その日からまだ半月も経っていないが、テムザは押し寄せた無数の魔物によって陥落し、壊滅しようとしている。多くの住人が散り散りに取り残されたまま。
「本気で引き取るつもりか」
「あんなこと、冗談で言わないわよ。あんな形で御両親を亡くしてしまってすごく辛いはずなのに、頑張って難民キャンプを手伝ってくれてるあの子たちを見ていて、いろいろ考えた」
彼女がふと目を伏せた。
「あなたのことも、考えた」
「……こんなことになるんだったら、言うべきじゃなかったかな」
「私は、言ってくれて嬉しかった。少し安心もした」
もしかして私が勘違いしてただけなのかとも思ったから。そんな、ほんの微かな呟きが聞こえた気がした。
「私、夢があったの。一人だったから、ずっと妹とか弟がほしかったの。たくさんの家族がほしかったの」
彼女は目を伏せたまま、早口で言葉を続ける。
「そんなことを、思い出したの。だから……だから、それじゃ困るなって思ったの」
そう言って本当に困ったようなため息をついた彼女を振り返れば、顔を上げた彼女の、真剣な眼差しに息が詰まった。
「ねえ。その体でこんな生き方してたら、あなた間違いなく早死にするわ」
そんなことはないと、言えなかった。
そうだろうと、知っている。
「あなた頭が良いんだから、もっといろんなことが出来ると思うの」
そっと伸ばされた手が、鎧に覆われた左胸に触れる。
「ねえ」
彼女は、微笑んで。
「私はあなたと一緒に、」
生きたいと、彼女は言っていたような気がする。
けれど。
声ではない、だが声が、貫くように響いていた。
断罪の、声が。
──もはや貴様たちがこの世に生きていることすら罪と知れ。
記憶はそこで焼き切れている。
クラリベルはもう唄わない
母は生まれつき心臓が弱かった。
父は医者だったが、母の心臓を治すことは叶わなかった。それは通常の疾病とは異なり先天的な奇形による障害であったために、どんな治癒術も気休めにしかならなかったのだ。だから父は他の手段を求めて、ある一つの技術の確立のため研究に没頭するようになった。
しかしその研究が実を結ぶ日を待つことなく身ごもった母は、周囲の制止を振り切って子供を産むことを選び、そして誰もが予測していたとおり、その心臓の鼓動を止めた。
産声を上げる一人息子と、末期の微笑みを父に遺して。
結局、基礎理論を積み上げていた段階でしかないそれが、母の人生に間に合うはずなどなかったのだ。そのことをおそらく誰もが理解していた。だが母の死後も父は研究を続けた。クリティアの者は往々にして、大半のことには非常に鷹揚な性分だが、一度こだわりを持った事柄に対しての執着は半端なものではないという。

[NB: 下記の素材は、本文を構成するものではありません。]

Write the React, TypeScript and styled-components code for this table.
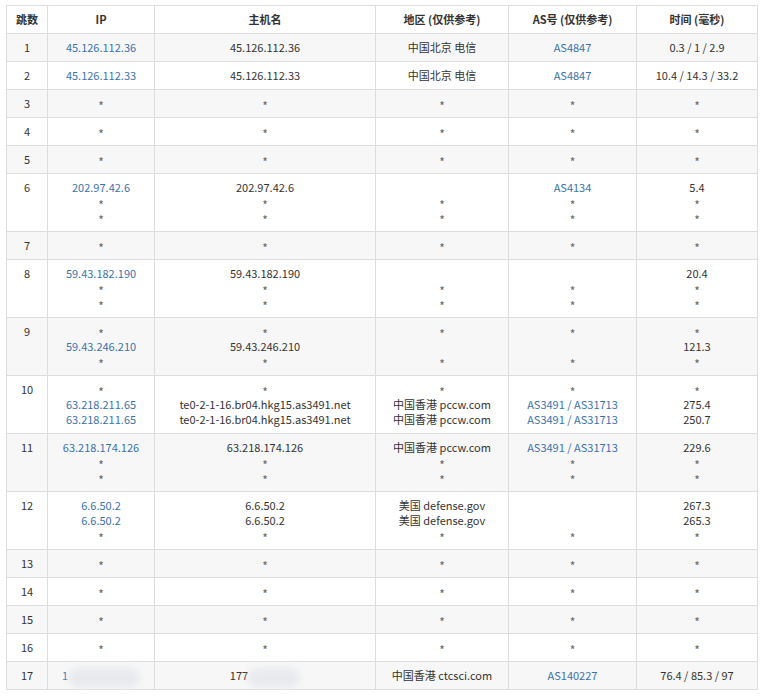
import React from "react";
import styled, { createGlobalStyle } from "styled-components";

const Global = createGlobalStyle`
  html, body { margin: 0; padding: 0; background: #fff; }
  body { font-family: "Noto Sans CJK SC", "Noto Sans", sans-serif; }
`;

const Page = styled.div`
  padding: 5px 0 0 6px;
`;

const Table = styled.table`
  border-collapse: collapse;
  width: 751px;
  table-layout: fixed;
  font-size: 11px;
  color: #333;
`;

const Th = styled.th`
  border: 1px solid #ddd;
  padding: 6px 4px;
  height: 15px;
  line-height: 15px;
  font-weight: bold;
  text-align: center;
  background: #fff;
`;

const Row = styled.tr<{ $striped: boolean }>`
  background: ${(p) => (p.$striped ? "#f7f7f7" : "#fff")};
`;

const Td = styled.td`
  border: 1px solid #ddd;
  padding: 6px 4px;
  line-height: 15px;
  text-align: center;
  vertical-align: top;
  white-space: nowrap;
`;

const Line = styled.div`
  height: 15px;
  line-height: 15px;
`;

const Star = styled.span`
  color: #666;
  font-size: 12px;
  line-height: 15px;
  display: inline-block;
  height: 15px;
  transform: translateY(2px);
`;

const Link = styled.a`
  color: #3a72ad;
  text-decoration: none;
`;

const Slash = styled.span`
  color: #3a72ad;
`;

const Blur = styled.span<{ $w: number }>`
  display: inline-block;
  width: ${(p) => p.$w}px;
  height: 20px;
  margin-bottom: -8px;
  vertical-align: baseline;
  background: #e8eaee;
  border-radius: 10px;
  filter: blur(3px);
`;

type Cell = string[];
type Hop = { n: number; ip: Cell; host: Cell; region: Cell; as: Cell; time: Cell };

const S = ["*"];
const star: Omit<Hop, "n"> = { ip: S, host: S, region: S, as: S, time: S };

const hops: Hop[] = [
  { n: 1, ip: ["45.126.112.36"], host: ["45.126.112.36"], region: ["中国北京 电信"], as: ["AS4847"], time: ["0.3 / 1 / 2.9"] },
  { n: 2, ip: ["45.126.112.33"], host: ["45.126.112.33"], region: ["中国北京 电信"], as: ["AS4847"], time: ["10.4 / 14.3 / 33.2"] },
  { n: 3, ...star },
  { n: 4, ...star },
  { n: 5, ...star },
  { n: 6, ip: ["202.97.42.6", "*", "*"], host: ["202.97.42.6", "*", "*"], region: ["", "*", "*"], as: ["AS4134", "*", "*"], time: ["5.4", "*", "*"] },
  { n: 7, ...star },
  { n: 8, ip: ["59.43.182.190", "*", "*"], host: ["59.43.182.190", "*", "*"], region: ["", "*", "*"], as: ["", "*", "*"], time: ["20.4", "*", "*"] },
  { n: 9, ip: ["*", "59.43.246.210", "*"], host: ["*", "59.43.246.210", "*"], region: ["*", "", "*"], as: ["*", "", "*"], time: ["*", "121.3", "*"] },
  { n: 10, ip: ["*", "63.218.211.65", "63.218.211.65"], host: ["*", "te0-2-1-16.br04.hkg15.as3491.net", "te0-2-1-16.br04.hkg15.as3491.net"], region: ["*", "中国香港 pccw.com", "中国香港 pccw.com"], as: ["*", "AS3491 / AS31713", "AS3491 / AS31713"], time: ["*", "275.4", "250.7"] },
  { n: 11, ip: ["63.218.174.126", "*", "*"], host: ["63.218.174.126", "*", "*"], region: ["中国香港 pccw.com", "*", "*"], as: ["AS3491 / AS31713", "*", "*"], time: ["229.6", "*", "*"] },
  { n: 12, ip: ["6.6.50.2", "6.6.50.2", "*"], host: ["6.6.50.2", "6.6.50.2", "*"], region: ["美国 defense.gov", "美国 defense.gov", "*"], as: ["", "", "*"], time: ["267.3", "265.3", "*"] },
  { n: 13, ...star },
  { n: 14, ...star },
  { n: 15, ...star },
  { n: 16, ...star },
];

function renderLine(text: string, kind: "link" | "as" | "plain", key: number) {
  if (text === "*") return <Line key={key}><Star>*</Star></Line>;
  if (text === "") return <Line key={key} />;
  if (kind === "link") return <Line key={key}><Link>{text}</Link></Line>;
  if (kind === "as") {
    const parts = text.split(" / ");
    return (
      <Line key={key}>
        {parts.map((p, i) => (
          <React.Fragment key={i}>
            {i > 0 && <Slash> / </Slash>}
            <Link>{p}</Link>
          </React.Fragment>
        ))}
      </Line>
    );
  }
  return <Line key={key}>{text}</Line>;
}

const CellLines = ({ lines, kind }: { lines: Cell; kind: "link" | "as" | "plain" }) => (
  <Td>{lines.map((l, i) => renderLine(l, kind, i))}</Td>
);

export default function App() {
  return (
    <Page>
      <Global />
      <Table>
        <colgroup>
          <col style={{ width: 41 }} />
          <col style={{ width: 107 }} />
          <col style={{ width: 221 }} />
          <col style={{ width: 133 }} />
          <col style={{ width: 128 }} />
          <col style={{ width: 121 }} />
        </colgroup>
        <thead>
          <tr>
            <Th>跳数</Th>
            <Th>IP</Th>
            <Th>主机名</Th>
            <Th>地区 (仅供参考)</Th>
            <Th>AS号 (仅供参考)</Th>
            <Th>时间 (毫秒)</Th>
          </tr>
        </thead>
        <tbody>
          {hops.map((h) => (
            <Row key={h.n} $striped={h.n % 2 === 1}>
              <Td>{h.n}</Td>
              <CellLines lines={h.ip} kind="link" />
              <CellLines lines={h.host} kind="plain" />
              <CellLines lines={h.region} kind="plain" />
              <CellLines lines={h.as} kind="as" />
              <CellLines lines={h.time} kind="plain" />
            </Row>
          ))}
          <Row $striped={true}>
            <Td>17</Td>
            <Td>
              <Line><Link>1</Link><Blur $w={72} /></Line>
            </Td>
            <Td>
              <Line>177<Blur $w={52} /></Line>
            </Td>
            <Td><Line>中国香港 ctcsci.com</Line></Td>
            <Td><Line><Link>AS140227</Link></Line></Td>
            <Td><Line>76.4 / 85.3 / 97</Line></Td>
          </Row>
        </tbody>
      </Table>
    </Page>
  );
}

多くの場合それは食などの嗜好に表れるらしいが、この男については、この研究こそが執着の、いや妄執の対象となったのかもしれない。
母を救うために造られた、母を救えなかった心臓ブラスティア。
それでもその技術が、母の忘れ形見である一人息子の命を救えたのなら、父の心は少しでも救われたのかもしれない。どんな形でも生きていてほしいと願う気持ちは、わからなくはない。だが。
「あの時、どうしてそのまま死なせてくれなかったのかと言ったこと、今でも謝ろうとは思いません」
愛した女も守れず死なせて、愛した女が慈しんだ子供たちすら今ではこんな日陰の世界に引き寄せてしまった、自分にいったい何があるというのか。
降りしきる小雨に濡れた、真新しい墓に花は供えない。
「ミーは親不孝者なのですよ」
だからイエガーは、隣の古びた墓にキルタンサスの花束を置いた。
灰になった夢。
ToVプレイ中ずっと、きっとイエガーはクリティアの混血だと思い込んでいました。
ドンとの関係も、親からの縁だと思っています。
註*
クラリベル:アーサー・C・クラーク著『天の向こう側(羽根のある友)』より、宇宙ステーションで飼われていたカナリアの名前。